En effet, son mari est mort en tentant de disparaître, après avoir mis à sac leur propre appartement Parisien, dans lequel il ne reste plus rien... Il a tout vendu, et en a tiré $250 000, dont personne ne trouve la moindre trace. Plus grave encore: Regina apprend que Charles, de son vrai nom Voss, était un aventurier, qui a participé durant la guerre à une mission avec d'autres mercenaires, et pas des tendres. Ils en avaient tiré une somme d'argent colossale, appartenant de droit aux Etats-Unis, mais Voss s'est volatilisé dans la nature en compagnie de l'argent... De plus, lors des funérailles, Regina Lampert voir débarquer trois personnages très louches, qui s'avèrent mes anciens "compagnons" de Charles: Ned Glass, George Kennedy et James Coburn composent des fripouilles formidables, menaçants, mais pas sans ressource comique.
Et pour compléter la galerie de personnages, il faut compter sur le fonctionnaire des services secrets qui "convoque" Regina: Bartholomew, interprété par Walter Matthau, est un père tranquille qui ne mâche pas ses mots, et qui va assister à sa façon la veuve. Comment oublier le personnage le plus mystérieux de tous, l'homme séduisant qui approche Regina dans les alpes lors des scènes d'ouverture, puis la retrouve à Paris en changeant de nom à chaque nouvelle scène? Ami, ennemi, ou... amant? En tout cas, Cary Grant.
C'est formidable: bien sûr, la référence du pastiche est évidente: Donen ne s'est sans doute pas remis de North By Northwest, dont il prétend adopter le style. Mais d'une certaine façon, cette imitation débouche justement sur un style profondément naturel: jamais le jeu des acteurs n'est forcé jamais la mise en scène ne prend le pas sur l'action, l'intrigue linéaire, ou le plaisir et l'humour. Tout se fond dans une cohérence rare... Et pourtant le metteur en scène a réalisé son film loin du confort des studios, le plus souvent dans Paris même...
Et sous cette élégante chasse au trésor disparu Donen reprend à son compte l'idée d'Hitchcock d'organiser son personnage principal autour du vide: un trésor mythique détenu par un homme sans nom qui a cherché à disparaître et vient de perdre la vie en emportant une partie de ses secrets, cherchés par des êtres plus ou moins apatrides, et un inconnu séduisant, mais incapable de garder le même nom et la même profession... Mais dans North by northwest, c'est Roger O. Thornhill ("O stands for nothing"), le héros publicitaire, qui n'était rien ni personne avant d'assumer par erreur l'identité d'un homme qui n'existe pas, et se mettre à exister.
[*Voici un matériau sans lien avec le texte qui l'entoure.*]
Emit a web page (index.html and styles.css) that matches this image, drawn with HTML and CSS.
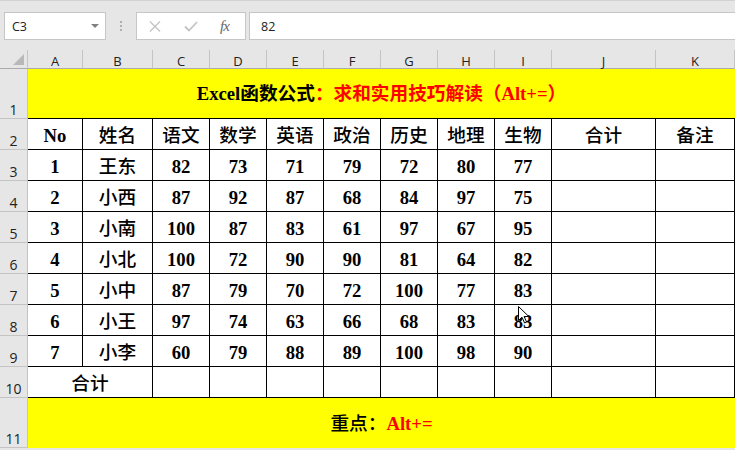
FILE: index.html
```html
<!DOCTYPE html>
<html lang="zh-CN">
<head>
    <meta charset="UTF-8">
    <title>Excel函数公式：求和实用技巧解读</title>
    <link rel="stylesheet" href="styles.css">
</head>
<body>
    <div class="top"></div>
    <div class="fbar">
        <div class="namebox"><span>C3</span><span class="arrow"></span></div>
        <div class="grip"><i></i><i></i><i></i></div>
        <div class="fxbox">
            <svg class="ico-x" width="12" height="11" viewBox="0 0 12 11"><path d="M1 0.5 L11 10.5 M11 0.5 L1 10.5" stroke="#c4c4c4" stroke-width="1.4" fill="none"/></svg>
            <svg class="ico-ok" width="14" height="11" viewBox="0 0 14 11"><path d="M1 5.5 L5 9.5 L13 1" stroke="#c4c4c4" stroke-width="1.8" fill="none"/></svg>
            <span class="fx">fx</span>
        </div>
        <div class="formula">82</div>
    </div>

    <div class="sheet">
        <div class="corner"><svg width="11" height="11" viewBox="0 0 11 11"><polygon points="11,0 11,11 0,11" fill="#b8b8b8"/></svg></div>
        <div class="ch">A</div><div class="ch">B</div><div class="ch">C</div><div class="ch">D</div><div class="ch">E</div><div class="ch">F</div>
        <div class="ch">G</div><div class="ch">H</div><div class="ch">I</div><div class="ch">J</div><div class="ch">K</div>

        <div class="rh">1</div>
        <div class="c title wide">Excel函数公式<span class="red">：求和实用技巧解读（Alt+=）</span></div>

        <div class="rh">2</div>
        <div class="c">No</div><div class="c zh">姓名</div><div class="c zh">语文</div><div class="c zh">数学</div><div class="c zh">英语</div><div class="c zh">政治</div>
        <div class="c zh">历史</div><div class="c zh">地理</div><div class="c zh">生物</div><div class="c zh">合计</div><div class="c zh">备注</div>

        <div class="rh">3</div>
        <div class="c">1</div><div class="c zh">王东</div><div class="c">82</div><div class="c">73</div><div class="c">71</div><div class="c">79</div>
        <div class="c">72</div><div class="c">80</div><div class="c">77</div><div class="c"></div><div class="c"></div>

        <div class="rh">4</div>
        <div class="c">2</div><div class="c zh">小西</div><div class="c">87</div><div class="c">92</div><div class="c">87</div><div class="c">68</div>
        <div class="c">84</div><div class="c">97</div><div class="c">75</div><div class="c"></div><div class="c"></div>

        <div class="rh">5</div>
        <div class="c">3</div><div class="c zh">小南</div><div class="c">100</div><div class="c">87</div><div class="c">83</div><div class="c">61</div>
        <div class="c">97</div><div class="c">67</div><div class="c">95</div><div class="c"></div><div class="c"></div>

        <div class="rh">6</div>
        <div class="c">4</div><div class="c zh">小北</div><div class="c">100</div><div class="c">72</div><div class="c">90</div><div class="c">90</div>
        <div class="c">81</div><div class="c">64</div><div class="c">82</div><div class="c"></div><div class="c"></div>

        <div class="rh">7</div>
        <div class="c">5</div><div class="c zh">小中</div><div class="c">87</div><div class="c">79</div><div class="c">70</div><div class="c">72</div>
        <div class="c">100</div><div class="c">77</div><div class="c">83</div><div class="c"></div><div class="c"></div>

        <div class="rh">8</div>
        <div class="c">6</div><div class="c zh">小王</div><div class="c">97</div><div class="c">74</div><div class="c">63</div><div class="c">66</div>
        <div class="c">68</div><div class="c">83</div><div class="c">83</div><div class="c"></div><div class="c"></div>

        <div class="rh">9</div>
        <div class="c">7</div><div class="c zh">小李</div><div class="c">60</div><div class="c">79</div><div class="c">88</div><div class="c">89</div>
        <div class="c">100</div><div class="c">98</div><div class="c">90</div><div class="c"></div><div class="c"></div>

        <div class="rh">10</div>
        <div class="c zh pair">合计</div><div class="c"></div><div class="c"></div><div class="c"></div><div class="c"></div>
        <div class="c"></div><div class="c"></div><div class="c"></div><div class="c"></div><div class="c"></div>

        <div class="rh">11</div>
        <div class="c foot wide"><span class="zh">重点：</span><span class="red">Alt+=</span></div>
    </div>

    <svg class="cursor" width="12" height="18" viewBox="0 0 12 18"><path d="M0.5 0.5 L0.5 14.5 L4 11.2 L6.6 17 L8.6 16.1 L6.1 10.5 L10.8 10.5 Z" fill="#fff" stroke="#000" stroke-width="1"/></svg>
</body>
</html>
```

FILE: styles.css
```css
body {
    margin: 0;
    width: 735px;
    height: 450px;
    overflow: hidden;
    position: relative;
    background: #e6e6e6;
    font-family: "Open Sans", "Noto Sans", sans-serif;
    color: #222;
}
.top {
    height: 12px;
    box-sizing: border-box;
    border-top: 1px solid #d2d2d2;
}

/* formula bar */
.fbar {
    display: flex;
    height: 28px;
    padding-left: 4px;
}
.namebox {
    width: 102px;
    box-sizing: border-box;
    background: #fff;
    border: 1px solid #c6c6c6;
    display: flex;
    align-items: center;
    justify-content: space-between;
    padding: 0 6px 0 7px;
    font-size: 12.5px;
}
.arrow {
    width: 0;
    height: 0;
    border-left: 4px solid transparent;
    border-right: 4px solid transparent;
    border-top: 4px solid #808080;
}
.grip {
    width: 30px;
    display: flex;
    flex-direction: column;
    align-items: center;
    justify-content: center;
    gap: 2px;
}
.grip i {
    width: 2px;
    height: 2px;
    background: #b0b0b0;
}
.fxbox {
    width: 110px;
    box-sizing: border-box;
    background: #fff;
    border: 1px solid #c6c6c6;
    display: flex;
    align-items: center;
    padding-left: 12px;
}
.ico-ok {
    margin-left: 23px;
}
.fx {
    margin-left: 22px;
    font-family: "Liberation Serif", serif;
    font-style: italic;
    font-size: 15px;
    color: #666;
    letter-spacing: -1px;
}
.formula {
    flex: 1;
    margin-left: 3px;
    background: #fff;
    border: 1px solid #c6c6c6;
    border-right: none;
    padding-left: 11px;
    display: flex;
    align-items: center;
    font-size: 12.5px;
}

/* sheet grid */
.sheet {
    margin-top: 10px;
    display: grid;
    grid-template-columns: 28px 55px 70px repeat(7, 57px) 104px 79px;
    grid-template-rows: 19px 50px repeat(9, 31px) 50px;
}
.sheet > div {
    box-sizing: border-box;
}
.corner {
    display: flex;
    justify-content: flex-end;
    align-items: flex-end;
    padding: 0 3px 3px 0;
    border-right: 1px solid #c4c4c4;
    border-bottom: 1px solid #ababab;
}
.ch {
    text-align: center;
    font-size: 13px;
    line-height: 16px;
    padding-top: 3px;
    border-right: 1px solid #c4c4c4;
    border-bottom: 1px solid #ababab;
}
.rh {
    display: flex;
    justify-content: center;
    align-items: flex-end;
    font-size: 14px;
    line-height: 16px;
    border-right: 1px solid #c4c4c4;
    border-bottom: 1px solid #c4c4c4;
}
.c {
    display: flex;
    justify-content: center;
    align-items: center;
    padding-top: 3px;
    background: #fff;
    border-right: 1px solid #000;
    border-bottom: 1px solid #000;
    font-family: "Liberation Serif", "Noto Sans CJK SC", serif;
    font-weight: bold;
    font-size: 18.67px;
    line-height: 22px;
    color: #000;
}
.zh {
    font-weight: 500;
}
.pair {
    grid-column: span 2;
}
.wide {
    grid-column: span 11;
    background: #ffff00;
    border-right: none;
    padding-top: 0;
}
.title {
    font-weight: bold;
}
.foot {
    border-bottom: none;
    padding-top: 1px;
}
.red {
    color: #ff0000;
    font-weight: bold;
}
.cursor {
    position: absolute;
    left: 518px;
    top: 306px;
}
```
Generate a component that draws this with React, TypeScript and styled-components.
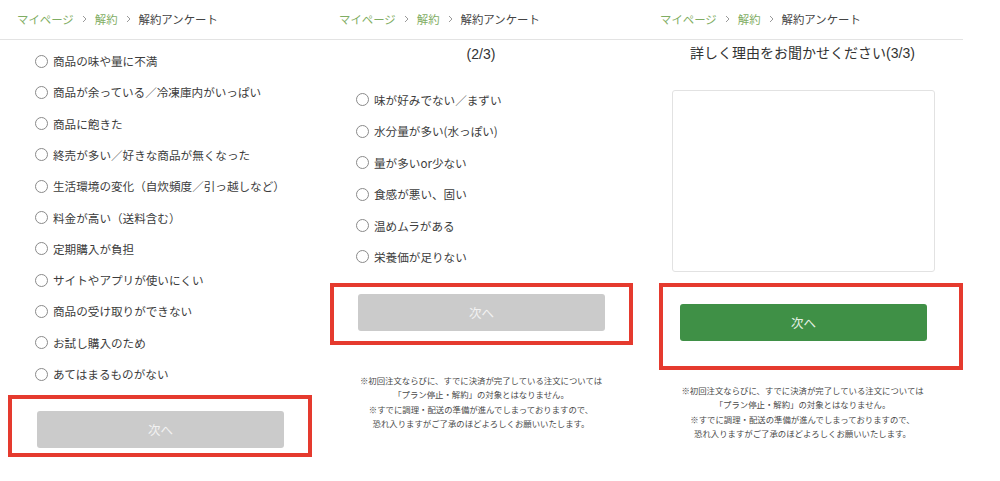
import React from "react";
import styled, { createGlobalStyle } from "styled-components";

const Global = createGlobalStyle`
  html, body { margin: 0; padding: 0; background: #fff; }
  body { font-family: "Liberation Sans", "Noto Sans CJK JP", sans-serif; }
`;

const Page = styled.div`
  display: grid;
  grid-template-columns: 320px 322px 321px 37px;
  width: 1000px;
  height: 481px;
  overflow: hidden;
  background: #fff;
`;

const Panel = styled.section`
  display: flex;
  flex-direction: column;
  align-items: flex-start;
`;

const Header = styled.nav<{ $left: number }>`
  box-sizing: border-box;
  width: 100%;
  height: 40px;
  padding-left: ${(p) => p.$left}px;
  padding-bottom: 1px;
  border-bottom: 1px solid #e3e3e3;
  display: flex;
  align-items: center;
  font-family: "Noto Sans CJK JP", sans-serif;
  font-size: 11.4px;
  color: #444;
`;

const Crumb = styled.span<{ $link?: boolean }>`
  color: ${(p) => (p.$link ? "#7fad63" : "#444")};
`;

const Sep = styled.svg`
  width: 5px;
  height: 8px;
  margin: 0 8px;
`;

const Title = styled.h2<{ $lh: number }>`
  margin: 0;
  width: 100%;
  text-align: center;
  font-weight: normal;
  font-size: 14px;
  line-height: ${(p) => p.$lh}px;
  color: #333;
  font-family: "Liberation Sans", "Noto Sans CJK JP", sans-serif;
`;

const Options = styled.ul<{ $left: number; $top: number; $row: number }>`
  list-style: none;
  margin: ${(p) => p.$top}px 0 0 ${(p) => p.$left}px;
  padding: 0;
  li {
    height: ${(p) => p.$row}px;
  }
`;

const Option = styled.li`
  display: flex;
  align-items: center;
  font-family: "Noto Sans CJK JP", sans-serif;
  font-size: 11.6px;
  color: #3c3c3c;
  white-space: nowrap;
`;

const Radio = styled.span`
  box-sizing: border-box;
  width: 13px;
  height: 13px;
  border-radius: 50%;
  border: 1px solid #8a8a8a;
  background: #fff;
  margin-right: 5px;
  flex: none;
`;

const Frame = styled.div<{ $top: number; $left: number; $w: number; $h: number; $pt: number; $pl: number }>`
  box-sizing: border-box;
  margin: ${(p) => p.$top}px 0 0 ${(p) => p.$left}px;
  width: ${(p) => p.$w}px;
  height: ${(p) => p.$h}px;
  border: 4px solid #e53a2e;
  padding: ${(p) => p.$pt}px 0 0 ${(p) => p.$pl}px;
`;

const NextButton = styled.button<{ $active?: boolean }>`
  display: block;
  width: 247px;
  height: 37px;
  border: none;
  border-radius: 3px;
  background: ${(p) => (p.$active ? "#3f9046" : "#cbcbcb")};
  color: ${(p) => (p.$active ? "#e4f0e4" : "#f2f2f2")};
  font-family: "Noto Sans CJK JP", sans-serif;
  font-size: 12.5px;
  padding: 0;
  cursor: pointer;
`;

const TextArea = styled.textarea`
  box-sizing: border-box;
  margin: 24px 0 0 30px;
  width: 263px;
  height: 182px;
  border: 1px solid #e2e2e2;
  border-radius: 3px;
  resize: none;
  background: #fff;
`;

const Notes = styled.p<{ $top: number }>`
  margin: ${(p) => p.$top}px 0 0;
  width: 100%;
  text-align: center;
  font-family: "Noto Sans CJK JP", sans-serif;
  font-size: 8.4px;
  line-height: 14.6px;
  color: #4a4a4a;
  white-space: nowrap;
`;

const Chevron = () => (
  <Sep viewBox="0 0 5 8">
    <path d="M1 1 L4 4 L1 7" fill="none" stroke="#9a9a9a" strokeWidth="1" />
  </Sep>
);

const Breadcrumb = ({ left }: { left: number }) => (
  <Header $left={left}>
    <Crumb $link>マイページ</Crumb>
    <Chevron />
    <Crumb $link>解約</Crumb>
    <Chevron />
    <Crumb>解約アンケート</Crumb>
  </Header>
);

const NoteText = ({ top }: { top: number }) => (
  <Notes $top={top}>
    ※初回注文ならびに、すでに決済が完了している注文については
    <br />
    「プラン停止・解約」の対象とはなりません。
    <br />
    ※すでに調理・配送の準備が進んでしまっておりますので、
    <br />
    恐れ入りますがご了承のほどよろしくお願いいたします。
  </Notes>
);

const reasons1 = [
  "商品の味や量に不満",
  "商品が余っている／冷凍庫内がいっぱい",
  "商品に飽きた",
  "終売が多い／好きな商品が無くなった",
  "生活環境の変化（自炊頻度／引っ越しなど）",
  "料金が高い（送料含む）",
  "定期購入が負担",
  "サイトやアプリが使いにくい",
  "商品の受け取りができない",
  "お試し購入のため",
  "あてはまるものがない",
];

const reasons2 = [
  "味が好みでない／まずい",
  "水分量が多い(水っぽい)",
  "量が多いor少ない",
  "食感が悪い、固い",
  "温めムラがある",
  "栄養価が足りない",
];

export default function App() {
  return (
    <>
      <Global />
      <Page>
        <Panel>
          <Breadcrumb left={17} />
          <Options $left={35} $top={5.4} $row={31.3}>
            {reasons1.map((r) => (
              <Option key={r}>
                <Radio />
                {r}
              </Option>
            ))}
          </Options>
          <Frame $top={5} $left={8} $w={304} $h={62} $pt={12} $pl={25}>
            <NextButton>次へ</NextButton>
          </Frame>
        </Panel>

        <Panel>
          <Breadcrumb left={19} />
          <Title $lh={28}>(2/3)</Title>
          <Options $left={36} $top={16.3} $row={31.4}>
            {reasons2.map((r) => (
              <Option key={r}>
                <Radio />
                {r}
              </Option>
            ))}
          </Options>
          <Frame $top={10.3} $left={10} $w={303} $h={62} $pt={7} $pl={24}>
            <NextButton>次へ</NextButton>
          </Frame>
          <NoteText top={27.7} />
        </Panel>

        <Panel>
          <Breadcrumb left={18} />
          <Title $lh={26}>詳しく理由をお聞かせください(3/3)</Title>
          <TextArea />
          <Frame $top={11} $left={17} $w={304} $h={87} $pt={17} $pl={17}>
            <NextButton $active>次へ</NextButton>
          </Frame>
          <NoteText top={12.7} />
        </Panel>
        <div />
      </Page>
    </>
  );
}
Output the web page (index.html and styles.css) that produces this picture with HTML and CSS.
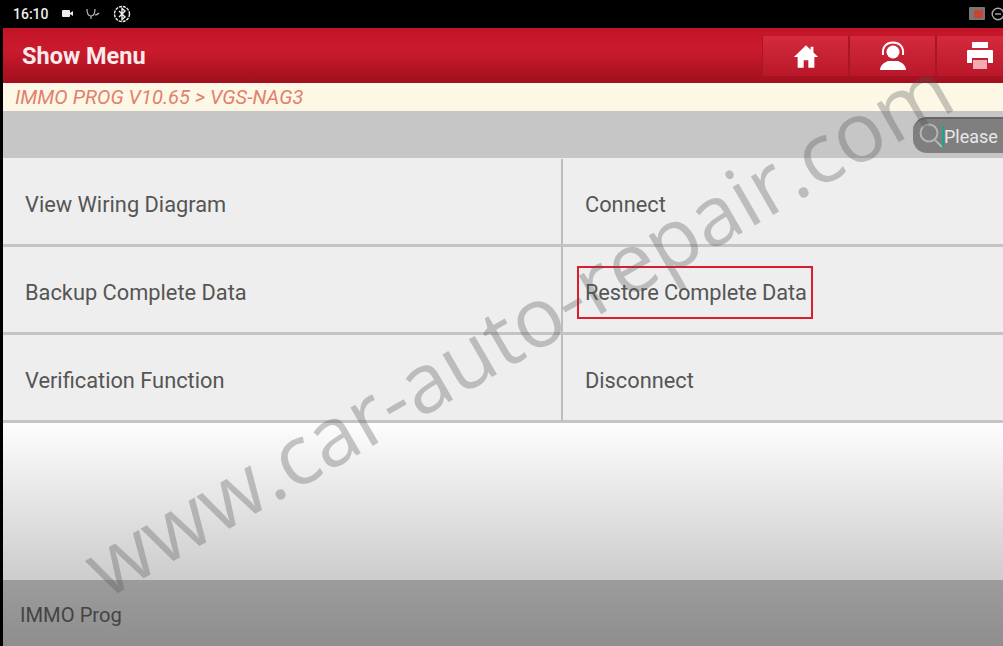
FILE: index.html
```html
<!DOCTYPE html>
<html lang="en">
<head>
  <meta charset="UTF-8" />
  <title>Show Menu</title>
  <link rel="stylesheet" href="styles.css">
</head>
<body>
  <div class="status">
    <div class="status-left">
      <span class="clock">16:10</span>
      <svg class="st-icon" width="12" height="10" viewBox="0 0 12 10"><rect x="0" y="1" width="8" height="7" rx="1" fill="#eee"/><path d="M8 4l3-2v5L8 5z" fill="#eee"/></svg>
      <svg class="st-icon" width="16" height="14" viewBox="0 0 16 14" fill="none" stroke="#bbb" stroke-width="1.2"><path d="M2 2c0 5 1 7 4 7s4-2 4-7"/><path d="M6 9v3M10 8c2 0 3-1 4-2"/></svg>
      <svg class="st-icon" width="20" height="20" viewBox="0 0 20 20" fill="none" stroke="#eee" stroke-width="1.4"><circle cx="10" cy="10" r="7.5" stroke-dasharray="3 1"/><path d="M7 7l6 6-3 2.5V4.5l3 2.5-6 6"/></svg>
    </div>
    <div class="status-right">
      <svg width="16" height="14" viewBox="0 0 16 14"><rect width="16" height="13" rx="1" fill="#777"/><rect x="5" y="3" width="9" height="8" fill="#c8452f"/></svg>
      <svg width="14" height="14" viewBox="0 0 14 14" fill="none" stroke="#aaa" stroke-width="1.4"><circle cx="7" cy="7" r="5.8"/><path d="M4 7h6"/></svg>
    </div>
  </div>

  <div class="app">
    <header class="topbar">
      <h1>Show Menu</h1>
      <nav class="tools">
        <button class="tool">
          <svg width="26" height="25" viewBox="0 0 28 26"><path d="M14 1L1 13.5h4V25h6.5v-8h5v8H23V13.500h4L22 8.700V2.500h-3v3.300z" fill="#fff"/></svg>
        </button>
        <button class="tool">
          <svg width="30" height="30" viewBox="0 0 30 30"><path d="M2 29c0-5 5-8 8-9h10c3 1 8 4 8 9z" fill="#fff"/><circle cx="15" cy="11" r="6.500" fill="#fff"/><path d="M5 14C4 5 9 1.500 15 1.500S26 5 25 14" fill="none" stroke="#fff" stroke-width="2"/></svg>
        </button>
        <button class="tool">
          <svg width="30" height="30" viewBox="0 0 30 30"><rect x="7" y="1" width="16" height="6" fill="#fff"/><path d="M3 9h24a1 1 0 0 1 1 1v12h-5v-5H7v5H2V10a1 1 0 0 1 1-1z" fill="#fff"/><rect x="8" y="19" width="14" height="9" fill="#f5a9b0"/></svg>
        </button>
      </nav>
    </header>

    <div class="crumb">IMMO PROG V10.65 &gt; VGS-NAG3</div>

    <div class="searchbar">
      <div class="search">
        <svg width="26" height="28" viewBox="0 0 26 28" fill="none" stroke="#b5b5b5" stroke-width="2"><circle cx="11" cy="11" r="8.500"/><path d="M17 18l7 7"/></svg>
        <span class="caret"></span>
        <span>Please</span>
      </div>
    </div>

    <div class="menu">
      <div class="item">View Wiring Diagram</div>
      <div class="item">Connect</div>
      <div class="item">Backup Complete Data</div>
      <div class="item"><span class="marked">Restore Complete Data</span></div>
      <div class="item">Verification Function</div>
      <div class="item">Disconnect</div>
    </div>

    <div class="spacer"></div>

    <footer class="foot">IMMO Prog</footer>
  </div>

  <div class="watermark">www.car-auto-repair.com</div>
</body>
</html>
```

FILE: styles.css
```css
html, body {
  margin: 0;
  height: 646px;
  overflow: hidden;
}

body {
  display: flex;
  flex-direction: column;
  position: relative;
  width: 1003px;
  font-family: Roboto, "Liberation Sans", sans-serif;
  background-color: #000;
}

.status {
  height: 28px;
  flex: none;
  display: flex;
  justify-content: space-between;
  align-items: center;
  color: #eee;
}

.status-left {
  display: flex;
  align-items: center;
  padding-left: 13px;
  gap: 11px;
}

.clock {
  font-size: 14px;
  font-weight: 500;
  margin-right: 2px;
}

.status-right {
  display: flex;
  align-items: center;
  gap: 6px;
  margin-right: -2px;
}

.status-right svg {
  flex: none;
}

.app {
  flex: 1;
  margin-left: 3px;
  display: flex;
  flex-direction: column;
  min-height: 0;
}

.topbar {
  height: 55px;
  flex: none;
  display: flex;
  justify-content: space-between;
  background: linear-gradient(#c21428 0%, #cb1a2e 40%, #a0101d 100%);
}

.topbar h1 {
  margin: 0;
  padding-left: 19px;
  font-size: 23.500px;
  font-weight: 700;
  line-height: 57px;
  color: #fbeaea;
}

.tools {
  display: flex;
  padding-top: 8px;
  height: 40px;
  margin-right: -20px;
}

.tool {
  width: 87px;
  height: 40px;
  padding: 0;
  border: none;
  border-left: 1px solid #a81524;
  border-right: 1px solid #a81524;
  background: linear-gradient(#d42a3e, #b9182a);
  display: flex;
  align-items: center;
  justify-content: center;
}

.crumb {
  height: 28px;
  flex: none;
  padding-left: 12px;
  background-color: #fdf8e6;
  color: #e2806e;
  font-size: 20.100px;
  font-style: italic;
  line-height: 29px;
}

.searchbar {
  height: 47px;
  flex: none;
  background-color: #c6c6c6;
  position: relative;
}

.search {
  position: absolute;
  left: 910px;
  top: 6px;
  width: 110px;
  height: 36px;
  box-sizing: border-box;
  border-radius: 14px;
  border-top: 2px solid #666;
  background-color: #7f7f7f;
  display: flex;
  align-items: center;
  padding-left: 5px;
  color: #e8e8e8;
  font-size: 18px;
}

.caret {
  width: 2px;
  height: 21px;
  flex: none;
  background-color: #1fa58c;
  margin-left: -2px;
}

.menu {
  display: grid;
  grid-template-columns: 558px 1fr;
  flex: none;
  padding-top: 1px;
  background-color: #eeeeee;
}

.item {
  height: 88px;
  box-sizing: border-box;
  display: flex;
  align-items: center;
  padding: 5px 0 0 22px;
  background-color: #eeeeee;
  border-bottom: 3px solid #c4c4c4;
  color: #555;
  font-size: 21.800px;
}

.item:nth-child(even) {
  border-left: 2px solid #bdbdbd;
  padding-left: 22px;
}

.marked {
  position: relative;
  letter-spacing: -0.1px;
}

.marked::after {
  content: "";
  position: absolute;
  left: -8px;
  right: -6px;
  top: -14px;
  bottom: -14px;
  border: 2px solid #d81f30;
}

.spacer {
  flex: 1;
  background: linear-gradient(#fdfdfd, #cccccc);
}

.foot {
  height: 66px;
  flex: none;
  box-sizing: border-box;
  padding: 23px 0 0 17px;
  background: linear-gradient(#9c9c9c, #8e8e8e);
  color: #444;
  font-size: 20.200px;
}

.watermark {
  position: absolute;
  left: 24px;
  top: 269px;
  white-space: nowrap;
  font-family: "Open Sans", sans-serif;
  font-size: 83px;
  color: rgba(85, 85, 85, 0.32);
  transform: rotate(-30deg);
  pointer-events: none;
}
```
Regina, elle a une vie, bien définie, des amis, et sans doute un gros manque affectif... Elle se confie dès sa première apparition, et toutes ses confrontations avec Cary Grant vont déboucher sur un flirt d'une fraîcheur et d'une franchise désarmante. Donen et ses acteurs réussissent à acquérir une liberté de ton qui permet aux personnages de jouer un marivaudage qui n'est jamais une digression, et avec la complicité de Henry Mancini, ils vont même parfois faire passer l'enquête au second plan.
Sans jamais dévier, sans aucun moment faible, et avec le sourire. Sauf... dans une scène de suspense formidable dans le métro, où Donen montre que le film noir était un style avec lequel il savait jouer sans aucun problème, même si on était loin de l'attendre sur ce terrain. Mais film noir, comédie ou pastiche, rien n'y fait: ce film, comme tant d'autres de Donen, parle de la même chose: le mariage, au rayon "raté" du magasin. Catégorie "seconde chance"... fouillez un peu dans la filmographie et vous verrez que Donen, soit franchement, soit métaphoriquement (Gregory Peck et son métier dans Arabesque, et Gene Kelly et sa partenaire dans Singing in the rain), tournait toujours autour de ce thème...
Mais jamais avec une aussi époustouflante réussite.